Keep impacting your nerves and they eventually get mad at you and revolt and cause you bad problems.
You were warned.
yes bottoming out is just like seeing a jogger run to the doctor and go, "doctor doctor, i can't run anymore it hurts" doctor says "that's cuz you've pounded 1000000 miles into your bones, now you got not cartilage". DO NOT bottom out.
yeeeeah this is the kind of conventional wisdom which gets passed around forums and becomes unpopular to disagree with, but unfortunately doesn't have a basis in fact.

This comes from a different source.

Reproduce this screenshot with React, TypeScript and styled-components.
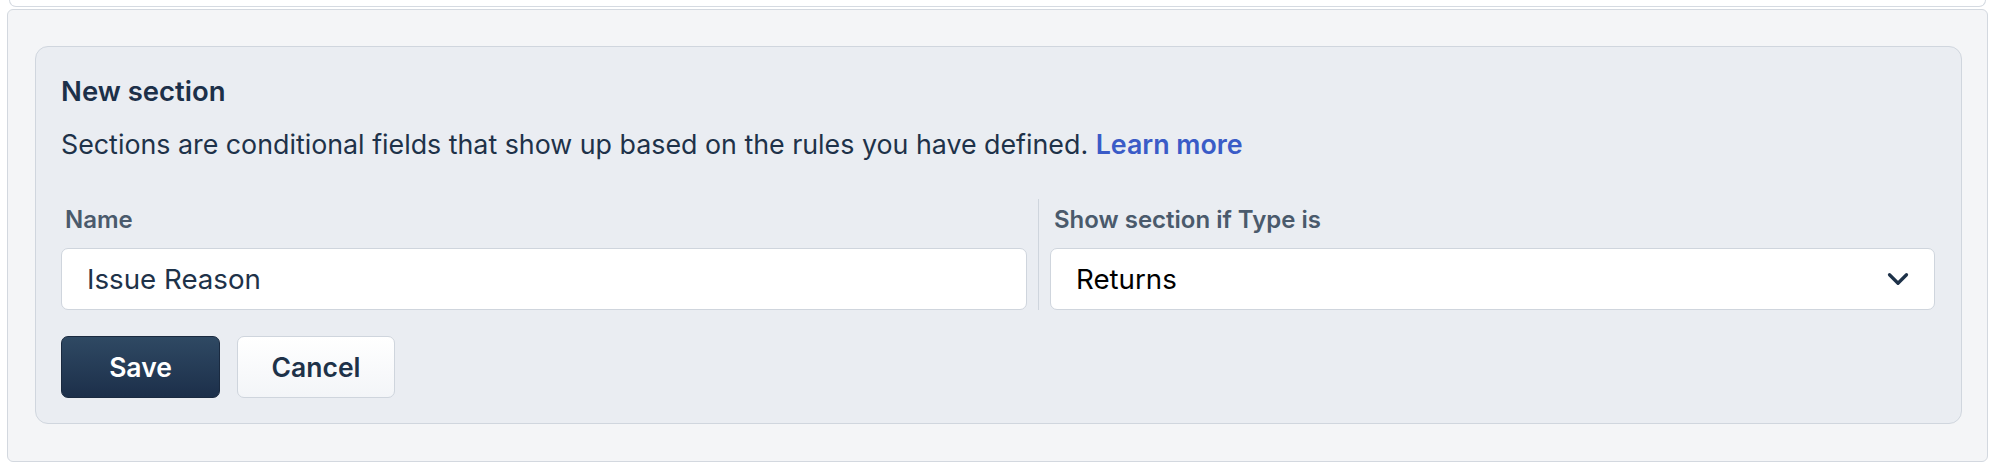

Impacts are harmful to the human body if you try to absorb them with structures which aren't meant for absorbing impacts. When your typing technique is correct, you can type as hard as you want (within reason) and it won't hurt you, because the impacts will be absorbed safely and harmlessly. Just as you believe bottoming out is harmful, some people believe that typing on a stiff keyboard (say, cherry blacks) is harmful as well. Note that pianists experience FAR stronger impacts at a much greater frequency, and are forced to exert far more force to play on the typical grand piano than is necessary to type on the typical mechanical keyboard. yet many concert pianists have life long careers with little to no physical difficulty.
Sure, many pianists do experience RSI. But not all. And if "impacts" or stiff keys truly were harmful to the human body, then every concert pianist in existence would have his career ruined by debilitating RSI. And this certainly is not the case.
Just as there are many runners all over the world who run daily for years and years and never experience harm from it.
It's not how hard you type, it's the manner in which you do it.
It's the same sort of thing that you see leads people to be so confused as to why their wrists still hurt when they're using a wrist rest. It's because they don't understand how the wrist is supposed to be used. A rest won't change that.